Special methods for binary operators now follow Python semantics

Neat! We'll be able to get rid of a few non-pythonic code paths in Timestamp, Timedelta, Period, NaT.

jbrockmendel avatar May 18 '21 17:05 jbrockmendel

Adding c_api_binop_methods=True fixed all segfaults.

rainwoodman avatar May 18 '21 17:05 rainwoodman

I believe it's a bug https://github.com/cython/cython/issues/4172. It sounds like you can work around it for now though

da-woods avatar May 18 '21 18:05 da-woods

@lithomas1 can you check off the relevant boxes in the OP and possibly close?

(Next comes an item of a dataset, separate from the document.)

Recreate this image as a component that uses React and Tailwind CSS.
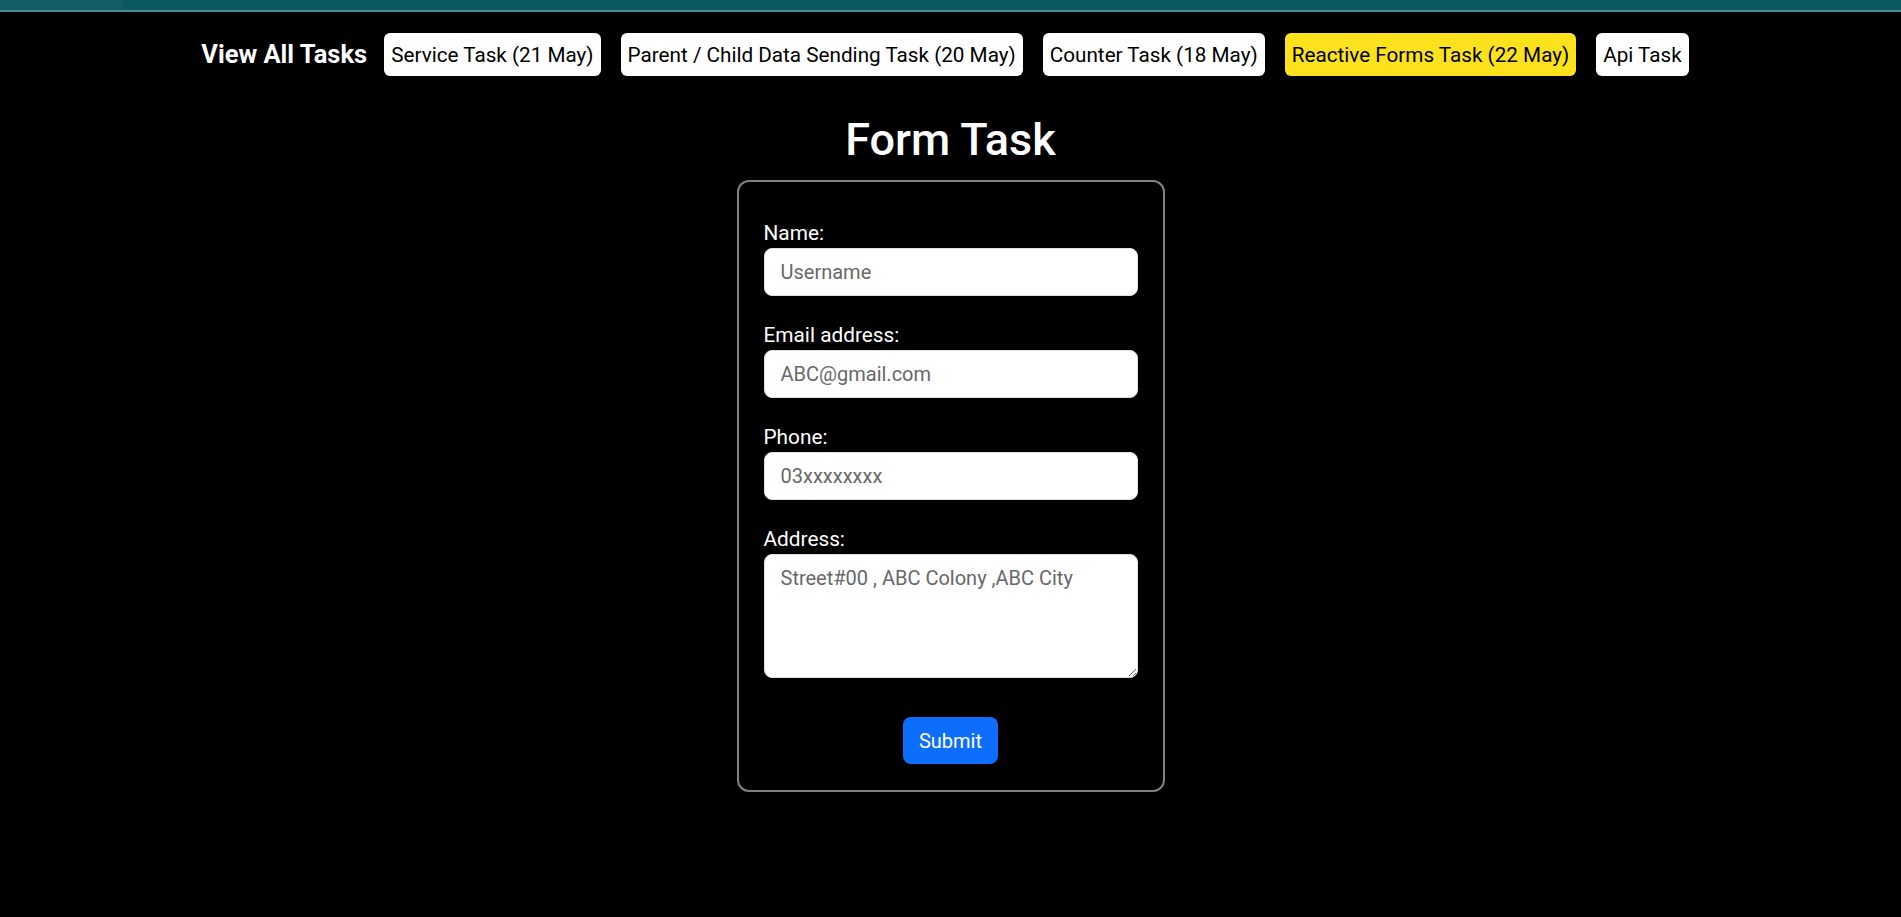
import { useState } from 'react';

const tasks = [
  { label: 'Service Task (21 May)' },
  { label: 'Parent / Child Data Sending Task (20 May)' },
  { label: 'Counter Task (18 May)' },
  { label: 'Reactive Forms Task (22 May)', active: true },
  { label: 'Api Task' },
];

const fields = [
  { id: 'name', label: 'Name:', placeholder: 'Username', type: 'text' },
  { id: 'email', label: 'Email address:', placeholder: 'ABC@gmail.com', type: 'email' },
  { id: 'phone', label: 'Phone:', placeholder: '03xxxxxxxx', type: 'text' },
];

const App = () => {
  const [form, setForm] = useState({ name: '', email: '', phone: '', address: '' });

  const update = (key) => (e) => setForm({ ...form, [key]: e.target.value });

  return (
    <div className="min-h-screen bg-black font-['Roboto','Liberation_Sans',sans-serif]">
      {/* window strip */}
      <div className="flex h-[10px]">
        <div className="w-[123px] bg-[#125d66]" />
        <div className="flex-1 bg-[#0b5961]" />
      </div>
      <div className="h-[2px] bg-[#4a8b93]" />

      <nav className="mt-[21px] flex items-center justify-center pr-[11px]">
        <span className="mr-[17px] text-[25.5px] font-bold leading-none text-white">
          View All Tasks
        </span>
        <div className="flex items-center gap-5">
          {tasks.map((task) => (
            <button
              key={task.label}
              className={`flex h-[43px] items-center rounded-md px-[7px] text-[20.7px] leading-[30px] text-black ${
                task.active ? 'bg-[#fbe21c]' : 'bg-white'
              }`}
            >
              {task.label}
            </button>
          ))}
        </div>
      </nav>

      <h1 className="mt-[37px] mb-[13px] text-center text-[45px] font-medium leading-[54px] text-white">
        Form Task
      </h1>

      <form
        onSubmit={(e) => e.preventDefault()}
        className="mx-auto w-[428px] rounded-xl border-2 border-[#808080] px-[25px] pt-[36px] pb-[26px]"
      >
        {fields.map((field) => (
          <div key={field.id} className="mb-6">
            <label htmlFor={field.id} className="block text-[20.8px] leading-[30px] text-white">
              {field.label}
            </label>
            <input
              id={field.id}
              type={field.type}
              value={form[field.id]}
              onChange={update(field.id)}
              placeholder={field.placeholder}
              className="block h-[48px] w-full rounded-lg border border-[#dee2e6] bg-white px-4 text-[20px] leading-[30px] text-[#212529] outline-none placeholder:text-[#686868]"
            />
          </div>
        ))}

        <div>
          <label htmlFor="address" className="block text-[20.8px] leading-[30px] text-white">
            Address:
          </label>
          <textarea
            id="address"
            value={form.address}
            onChange={update('address')}
            placeholder="Street#00 , ABC Colony ,ABC City"
            className="block h-[124px] w-full rounded-lg border border-[#dee2e6] bg-white px-4 py-2 text-[20px] leading-[30px] text-[#212529] outline-none placeholder:text-[#686868]"
          />
        </div>

        <div className="mt-[39px] flex justify-center">
          <button
            type="submit"
            className="h-[47px] rounded-lg bg-[#0d6efd] px-4 text-[20px] leading-[30px] text-white"
          >
            Submit
          </button>
        </div>
      </form>
    </div>
  );
};

export default App;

jbrockmendel avatar Aug 11 '23 13:08 jbrockmendel

@rhshadrach @lithomas1 is this closable?

jbrockmendel avatar Nov 30 '23 15:11 jbrockmendel

Haven't been up to date on this issue, did we put back #54482 changes?

lithomas1 avatar Dec 04 '23 21:12 lithomas1

pyproject.toml has Cython~=3.0.5, and has since v2.2.0, so seems like this can be closed?

QuLogic avatar Feb 13 '24 10:02 QuLogic

@QuLogic - there are unchecked items in the OP here. At a glance, it isn't clear to me what has been done and what remains. If we can confirm all tasks have been done, then yes, this can be closed.

rhshadrach avatar Feb 13 '24 22:02 rhshadrach